第1章は「序論」であって、韻律制御を目的とした基本周波数パターンのモデル化、韻律制御規則の構築手法について概観した後、中国語音声に適した韻律制御の枠組みについて言及している。その上で、本研究の目的と、論文の章立てを示している。

第2章は「音声合成の概要」と題し、現在までに開発された音声合成手法を列挙し、その利点、欠点などの特徴を整理している。

第3章は「中国語F0制御に関する諸研究」と題し、第1声から第4声をはじめとする標準中国語の基本周波数(F0)パターンの特徴を概説した上で、これまでに、音声合成用に開発されたF0パターン制御手法を概観し、その内の代表的なものを詳細に解説している。それらが、基本的には、短区間のF0パターンを接続するもので、それに伴う問題点を指摘した上で、F0パターンをフレーズ成分と声調成分の重畳として表現するF0パターン生成過程のモデルに妥当性があることを具体的に示している。最後に、このような考察から、本論文で提案するF0パターン制御手法に至ったとしている。

第4章は「提案したF0パターン生成手法」と題し、本論文で提案・開発した標準中国語音声合成のためのF0パターン生成手法について、その詳細を述べている。この手法は、まず、フレーズ成分をF0パターン生成過程のモデルに則して生成する。このため、1名の女性ナレータの音声のF0パターンの分析を行い、日本語と比較して、フレーズ指令の頻度が高いことを指摘し、それが、中国語では第3声のような負の声調成分を実現するためとしている。分析結果に基づき、簡単なフレーズ成分生成規則を構築し、合成音声の聴取により、自然なイントネーションが得られることを示している。次に、声調成分に関しては、複雑な形状を示すことから、F0パターン生成過程のモデルの枠組みによらず、蓄積したパターンを接続するコーパスベース手法を開発している、この手法の特徴は、フレーズ成分が声調成分に影響を与えることを考慮し、声調成分の予測に、生成されたフレーズ成分の特徴を用いるとともに、音節の声調成分のうち、隣接音節の影響が小さい声調核部分のみに着目する点にある。声調核に着目する事により、少ない蓄積パターンで、良好な韻律制御が実現できる。

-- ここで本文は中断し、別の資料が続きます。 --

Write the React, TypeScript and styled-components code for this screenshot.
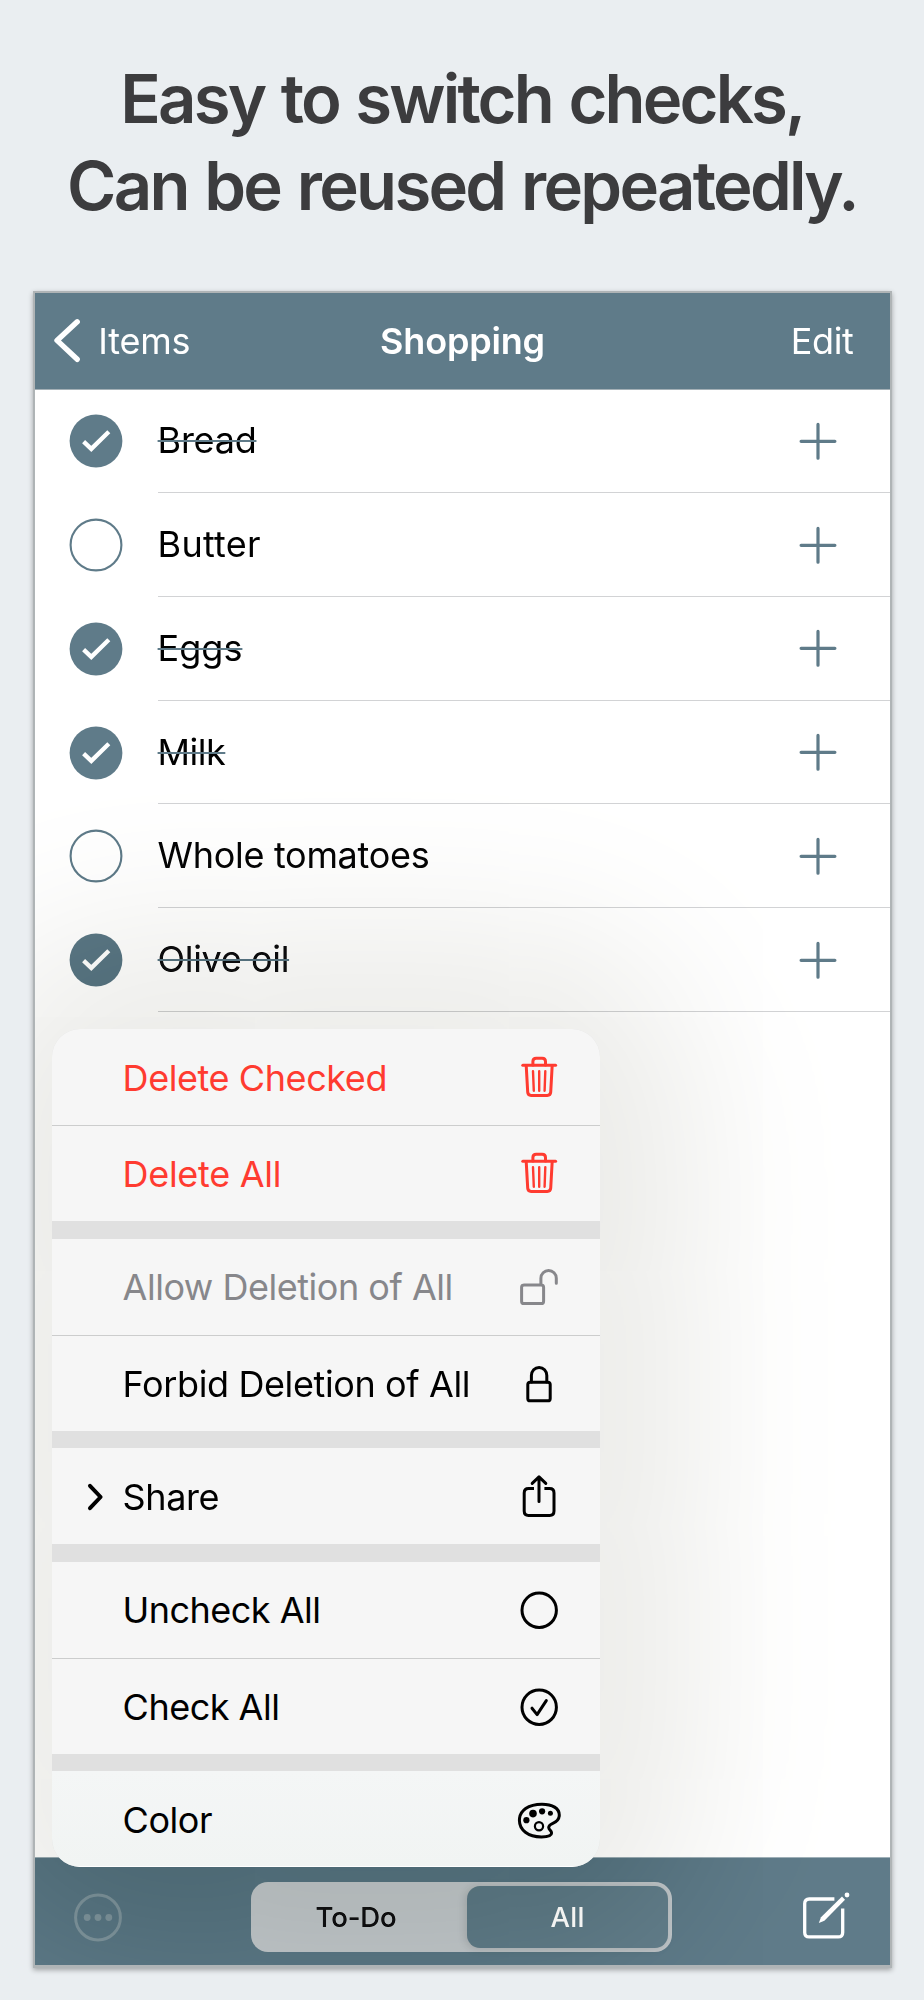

第5章は「提案手法の開発経緯及びF0パターン生成実験」と題し、テキストを入力として、テキスト解析を行い、第4章の手法により基本周波数パターンを生成して、TD-PSOLAにより、原音声のF0パターンと置き換えて合成する実験システムを構築したとしている。このシステムを用いて、1名の女性ナレータ音声について音声合成実験を行い、まず、フレーズ成分の情報を声調成分の推定に反映させる2段階手法の有効性を聴取実験により示している。次に、F0パターンをフレーズ成分と声調成分の重畳と考える提案手法と、F0パターンを直接取り扱う手法の比較を行って、得られる合成音声の品質上からの顕著な差が見られないが、提案手法の特徴はその柔軟性にあるとしている。柔軟性を示す1つの実験として、中国語では、強調された単語は、通常、フレーズ成分の先頭に位置することに着目した単語の強調を行っている。これは、フレーズ成分を制御することにより、直接コーパスを用意すること無しに、任意の単語を強調するもので、聴取実験により、意図した単語強調が行われていることを確認している。

第6章は「音声合成システムの構築及び音声合成実験」と題し、テキストからの標準中国語音声システムを構築している。このシステムでは、分節的特徴はHMM音声合成によって得ているが、基本周波数パターン、音素継続長をHMM音声合成で一貫して得た場合と比較して、提案システムの方が、より自然性の高い合成音声が得られることを聴取実験によって示している。

第7章は「まとめ」であって、本研究で得られた成果を要約し、将来の課題・展望について言及している。

以上を要するに、本論文は、標準中国語音声合成のための、新しい韻律制御手法として、ルースベースでフレーズ成分を、コーパスベースで声調成分を生成して重畳し、基本周波数パターンを得る手法を開発し、実際に標準中国語音声合成システムを構築して、HMM音声合成を含む従来手法と比較したその有効性を示したものであって、電子工学、情報工学に貢献するところが少なくない。

よって、本論文は博士(工学)の学位請求論文として合格と認められる。